Kluczowa większa aktywność
O większą aktywność na drogach ze strony policjantów apelował z kolei Łukasz Bosowski z Rowerowej Gdyni.
- Policjanci powinni skupić się na kontroli prędkości, parkowania. Chcielibyśmy widzieć większą aktywność funkcjonariuszy na tym polu. My ze swej strony zrobimy wszystko, by szanowano pieszych i rowerzystów. Nie chcemy być kojarzeni tylko z negatywnymi sprawami, wiemy już, że wielu rzeczy w kwestii infrastruktury nie da się przeskoczyć, więc postanowiliśmy działać na polu edukacji rowerowej w szkołach, np w ramach kampanii Rowerowy Maj - opowiadał, wskazując przy okazji na zaniedbania przy wdrażaniu certyfikatu polityki rowerowej BYPAD-u.
Czytaj też: Rowerzyści na chodniku? Będą mandaty
Policjanci o karaniu rowerzystów i pieszych mówili niewiele, ale na dowód, że bezpieczeństwo na gdyńskich drogach ogólnie poprawiło się, pokazywali liczby.
Policja: staramy się jak możemy
- Ponad 200 praw jazdy zabranych kierowcom, którzy jechali za szybko. To więcej niż w Gdańsku i w Sopocie razem wziętych. Z obserwacji wynika, że po wprowadzeniu przepisów umożliwiających odebranie prawa jazdy po przekroczeniu przez kierowcę prędkości o 50 km/h, większość z uczestników ruchu zwolniła. Poza tym, w ostatnich 15 miesiącach doszło w Gdyni tylko do pięciu śmiertelnych wypadków pieszych. W żadnym wypadku nie zginął za to kierowca ani rowerzysta - tłumaczył Michał Rusak z Komendy Miejskiej Policji w Gdyni.
Funkcjonariusze nie ukrywają także zadowolenia z dodatkowych miejsc do mierzenia prędkości na drogach.
- Tzw. koperty powstały i działają na świadomość kierowców, którzy wiedzą, że w danym miejscu trzeba zwolnić, bo tam "mogą suszyć". Przede wszystkim dają nam jednak możliwość w pełni legalnych działań na drodze - uzupełniał.

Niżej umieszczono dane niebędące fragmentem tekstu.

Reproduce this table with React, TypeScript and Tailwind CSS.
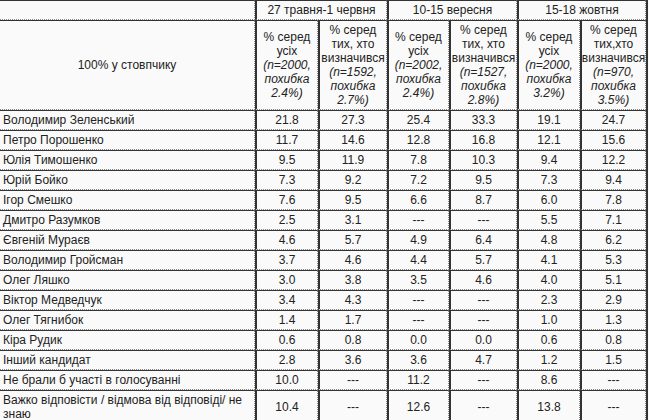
import React from "react";

const base =
  "flex items-center border-t border-r border-b border-t-[#333] border-l-[#333] border-r-[#888] border-b-[#888] [border-right-style:dotted] [border-bottom-style:dotted]";
const numCell = `${base} border-l-2 justify-center text-center`;
const firstCell = `${base} border-l-0 justify-start text-left pl-[3px] pr-[2px]`;

type Row = [string, string[]];

const rows: Row[] = [
  ["Володимир Зеленський", ["21.8", "27.3", "25.4", "33.3", "19.1", "24.7"]],
  ["Петро Порошенко", ["11.7", "14.6", "12.8", "16.8", "12.1", "15.6"]],
  ["Юлія Тимошенко", ["9.5", "11.9", "7.8", "10.3", "9.4", "12.2"]],
  ["Юрій Бойко", ["7.3", "9.2", "7.2", "9.5", "7.3", "9.4"]],
  ["Ігор Смешко", ["7.6", "9.5", "6.6", "8.7", "6.0", "7.8"]],
  ["Дмитро Разумков", ["2.5", "3.1", "---", "---", "5.5", "7.1"]],
  ["Євгеній Мураєв", ["4.6", "5.7", "4.9", "6.4", "4.8", "6.2"]],
  ["Володимир Гройсман", ["3.7", "4.6", "4.4", "5.7", "4.1", "5.3"]],
  ["Олег Ляшко", ["3.0", "3.8", "3.5", "4.6", "4.0", "5.1"]],
  ["Віктор Медведчук", ["3.4", "4.3", "---", "---", "2.3", "2.9"]],
  ["Олег Тягнибок", ["1.4", "1.7", "---", "---", "1.0", "1.3"]],
  ["Кіра Рудик", ["0.6", "0.8", "0.0", "0.0", "0.6", "0.8"]],
  ["Інший кандидат", ["2.8", "3.6", "3.6", "4.7", "1.2", "1.5"]],
  ["Не брали б участі в голосуванні", ["10.0", "---", "11.2", "---", "8.6", "---"]],
];

const heads: { a: string[]; n: string; p: string }[] = [
  { a: ["% серед", "усіх"], n: "(n=2000,", p: "2.4%)" },
  { a: ["% серед", "тих, хто", "визначився"], n: "(n=1592,", p: "2.7%)" },
  { a: ["% серед", "усіх"], n: "(n=2002,", p: "2.4%)" },
  { a: ["% серед", "тих, хто", "визначився"], n: "(n=1527,", p: "2.8%)" },
  { a: ["% серед", "усіх"], n: "(n=2000,", p: "3.2%)" },
  { a: ["% серед", "тих,хто", "визначився"], n: "(n=970,", p: "3.5%)" },
];

export default function App() {
  return (
    <div className="min-h-[420px] w-[649px] bg-[#fafafa] text-[#222] font-['Liberation_Sans',Arial,sans-serif] text-[12px] leading-[14px] overflow-hidden">
      <div className="grid w-[648px] grid-cols-[255px_63px_69px_62px_68px_63px_66px] border-r-2 border-[#333]">
        {/* header row 1 */}
        <div className={`${firstCell} h-[20px]`}></div>
        <div className={`${numCell} h-[20px] col-span-2`}>27 травня-1 червня</div>
        <div className={`${numCell} h-[20px] col-span-2`}>10-15 вересня</div>
        <div className={`${numCell} h-[20px] col-span-2`}>15-18 жовтня</div>

        {/* header row 2 */}
        <div className={`${base} border-l-0 justify-center text-center h-[90px]`}>100% у стовпчику</div>
        {heads.map((h, i) => (
          <div key={i} className={`${numCell} h-[90px] px-[1px]`}>
            <div className="whitespace-nowrap">
              {h.a.map((t, j) => (
                <div key={j}>{t}</div>
              ))}
              <div className="italic">{h.n}</div>
              <div className="italic">похибка</div>
              <div className="italic">{h.p}</div>
            </div>
          </div>
        ))}

        {rows.map(([name, vals], r) => (
          <React.Fragment key={r}>
            <div className={`${firstCell} h-[20px] whitespace-nowrap`}>{name}</div>
            {vals.map((v, i) => (
              <div key={i} className={`${numCell} h-[20px]`}>
                {v}
              </div>
            ))}
          </React.Fragment>
        ))}

        <div className={`${firstCell} h-[34px]`}>Важко відповісти / відмова від відповіді/ не знаю</div>
        {["10.4", "---", "12.6", "---", "13.8", "---"].map((v, i) => (
          <div key={i} className={`${numCell} h-[34px]`}>
            {v}
          </div>
        ))}
      </div>
    </div>
  );
}
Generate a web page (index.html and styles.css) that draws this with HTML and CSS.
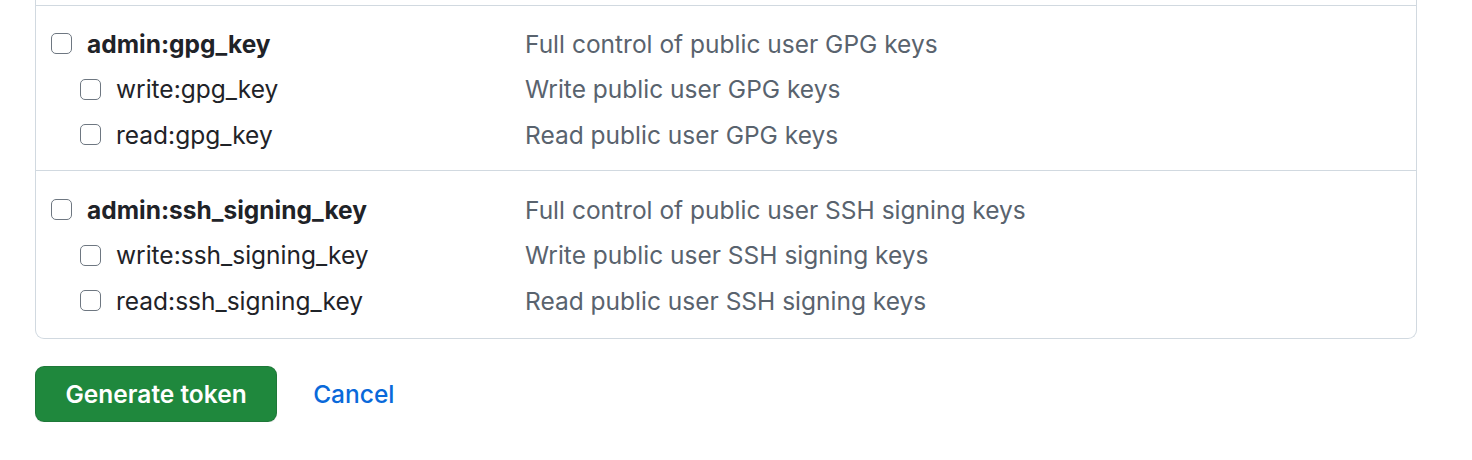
FILE: index.html
```html
<!DOCTYPE html>
<html>
<head>
<meta charset="utf-8">
<link rel="stylesheet" href="styles.css">
</head>
<body>
<div class="page">
  <div class="scopes">
    <div class="tail"></div>
    <div class="group">
      <div class="row">
        <label class="name top"><input type="checkbox" class="cb"><span class="strong">admin:gpg_key</span></label>
        <span class="desc">Full control of public user GPG keys</span>
      </div>
      <div class="row">
        <label class="name sub"><input type="checkbox" class="cb"><span>write:gpg_key</span></label>
        <span class="desc">Write public user GPG keys</span>
      </div>
      <div class="row">
        <label class="name sub"><input type="checkbox" class="cb"><span>read:gpg_key</span></label>
        <span class="desc">Read public user GPG keys</span>
      </div>
    </div>
    <div class="group">
      <div class="row">
        <label class="name top"><input type="checkbox" class="cb"><span class="strong">admin:ssh_signing_key</span></label>
        <span class="desc">Full control of public user SSH signing keys</span>
      </div>
      <div class="row">
        <label class="name sub"><input type="checkbox" class="cb"><span>write:ssh_signing_key</span></label>
        <span class="desc">Write public user SSH signing keys</span>
      </div>
      <div class="row">
        <label class="name sub"><input type="checkbox" class="cb"><span>read:ssh_signing_key</span></label>
        <span class="desc">Read public user SSH signing keys</span>
      </div>
    </div>
  </div>
  <div class="actions">
    <button class="btn-primary" type="button">Generate token</button>
    <a class="btn-link" href="#">Cancel</a>
  </div>
</div>
</body>
</html>
```
FILE: styles.css
```css
html, body {
  margin: 0;
  padding: 0;
  background: #ffffff;
}
body {
  font-family: Inter, "Liberation Sans", sans-serif;
  color: #1f2328;
  font-size: 24.5px;
}
.page {
  padding-left: 35px;
  width: 1382px;
}
.scopes {
  border: 1px solid #d1d9e0;
  border-top: none;
  border-radius: 0 0 9px 9px;
}
.tail {
  height: 5px;
}
.group {
  border-top: 1px solid #d1d9e0;
  padding: 15px 0 12px 15px;
}
.group + .group {
  padding-top: 16px;
  padding-bottom: 14px;
}
.row {
  display: flex;
  align-items: center;
  height: 45.6px;
}
.name {
  display: flex;
  align-items: center;
  width: 474px;
  flex: none;
}
.name.sub {
  padding-left: 29px;
  width: 445px;
}
.strong {
  font-weight: 700;
}
.desc {
  color: #59636e;
}
.cb {
  appearance: none;
  -webkit-appearance: none;
  margin: 0 15px 0 0;
  width: 21px;
  height: 21px;
  border: 1.5px solid #6e7781;
  border-radius: 5px;
  background: #fff;
  box-sizing: border-box;
  flex: none;
}
.actions {
  display: flex;
  align-items: center;
  margin-top: 27px;
  gap: 36px;
}
.btn-primary {
  font-family: inherit;
  font-size: 24.5px;
  font-weight: 600;
  color: #ffffff;
  background: #1f883d;
  border: 1px solid rgba(31, 35, 40, 0.15);
  border-radius: 9px;
  height: 56px;
  padding: 0 29.5px;
  box-shadow: 0 1px 0 rgba(31, 35, 40, 0.1);
}
.btn-link {
  font-size: 24.5px;
  font-weight: 500;
  color: #0969da;
  text-decoration: none;
}
```
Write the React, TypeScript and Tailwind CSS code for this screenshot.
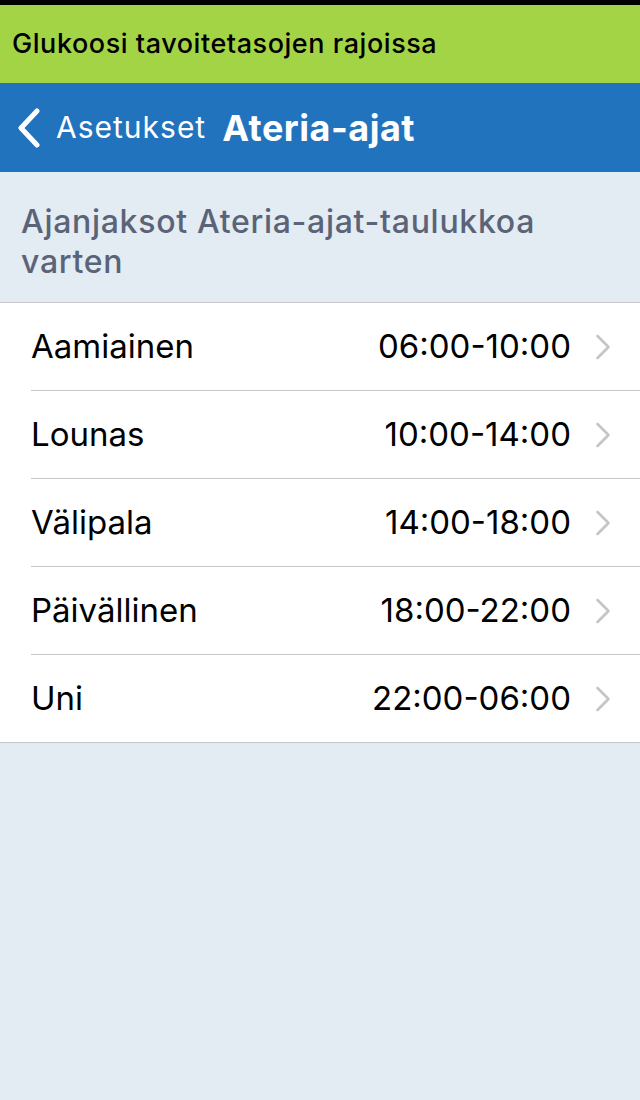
import { ChevronRight } from "lucide-react";

const meals = [
  { name: "Aamiainen", time: "06:00-10:00" },
  { name: "Lounas", time: "10:00-14:00" },
  { name: "Välipala", time: "14:00-18:00" },
  { name: "Päivällinen", time: "18:00-22:00" },
  { name: "Uni", time: "22:00-06:00" },
];

export default function App() {
  return (
    <div className="flex min-h-[1100px] w-[640px] flex-col bg-[#e3ebf3] font-['Inter',sans-serif]">
      <div className="h-[5px] bg-black" />
      <div className="flex h-[78px] items-center bg-[#a3d445] px-3">
        <span className="text-[27px] font-medium tracking-[0.55px] text-black">
          Glukoosi tavoitetasojen rajoissa
        </span>
      </div>
      <div className="flex h-[89px] items-center bg-[#2273bd] px-4 text-white">
        <svg width="26" height="40" viewBox="0 0 26 40" fill="none" aria-hidden="true">
          <path d="M21 3L5 20l16 17" stroke="white" strokeWidth="5" strokeLinecap="round" strokeLinejoin="round" />
        </svg>
        <span className="ml-[14px] text-[30px] tracking-[1px]">Asetukset</span>
        <span className="ml-[16px] text-[36px] font-bold tracking-[0.5px]">Ateria-ajat</span>
      </div>
      <div className="px-[21px] pt-[30px] pb-[20px] text-[32px] font-medium leading-[40px] tracking-[0.7px] text-[#5a6377]">
        Ajanjaksot Ateria-ajat-taulukkoa varten
      </div>
      <ul className="border-y border-[#c8c8cc] bg-white">
        {meals.map((m, i) => {
          const last = i === meals.length - 1;
          return (
            <li key={m.name} className="pl-[31px]">
              <div
                className={`flex items-center pr-[15px] ${
                  last ? "h-[87px]" : "h-[88px] border-b border-[#c8c8cc]"
                }`}
              >
                <span className="flex-1 text-[33px] text-black">{m.name}</span>
                <span className="text-[33px] text-black">{m.time}</span>
                <ChevronRight className="ml-[10px] text-[#c4c4c9]" size={44} strokeWidth={1.4} />
              </div>
            </li>
          );
        })}
      </ul>
    </div>
  );
}
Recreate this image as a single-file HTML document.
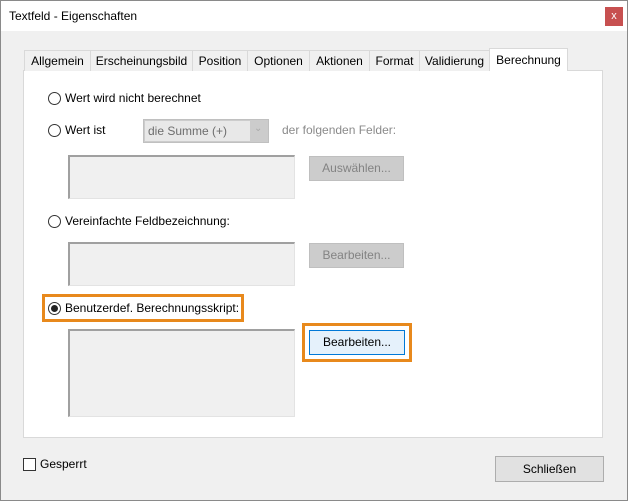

Rowery wykorzystywane okazjonalnie
Czy tak samo pomocne w działaniach na ścieżkach są cztery rowery będące na wyposażeniu dwóch komisariatów w Redłowie i Śródmieściu, zgody już nie było.
- Reakcja policjantów na łamanie przepisów, gdzie zagrożeni są rowerzyści, bywa śladowa albo jej nie ma. Najczęściej nie chce im się wysiąść z radiowozu, by zareagować odpowiednio, nie mówiąc o porządnej interwencji. Szkoda, że wciąż jest tak mało policjantów na rowerach. Jakoś w innych miastach chwalą się takimi rozwiązaniami, u nas jest z tym ciężko - argumentował Łukasz Bosowski, dodając, że miasto powinno rozważyć zakup kolejnych pojazdów dla policjantów.
Funkcjonariusze odpierali zarzuty tłumacząc, że rowery bywają przydatne, ale i tak zawsze szybszą i skuteczniejszą interwencję podejmą funkcjonariusze jadący w radiowozie.
- Wiemy, jak wykonywać swoją pracę, jesteśmy przeszkoleni w tym zakresie. 60 policjantów dba codziennie o bezpieczeństwo na drogach, wykonując różne zadania w różnych miejscach Gdyni. Muszą przede wszystkim reagować szybko - przekonywał Michał Rusak.
Rowerem jeździ się po Gdyni szybciej niż samochodem - zwłaszcza w godzinach szczytu.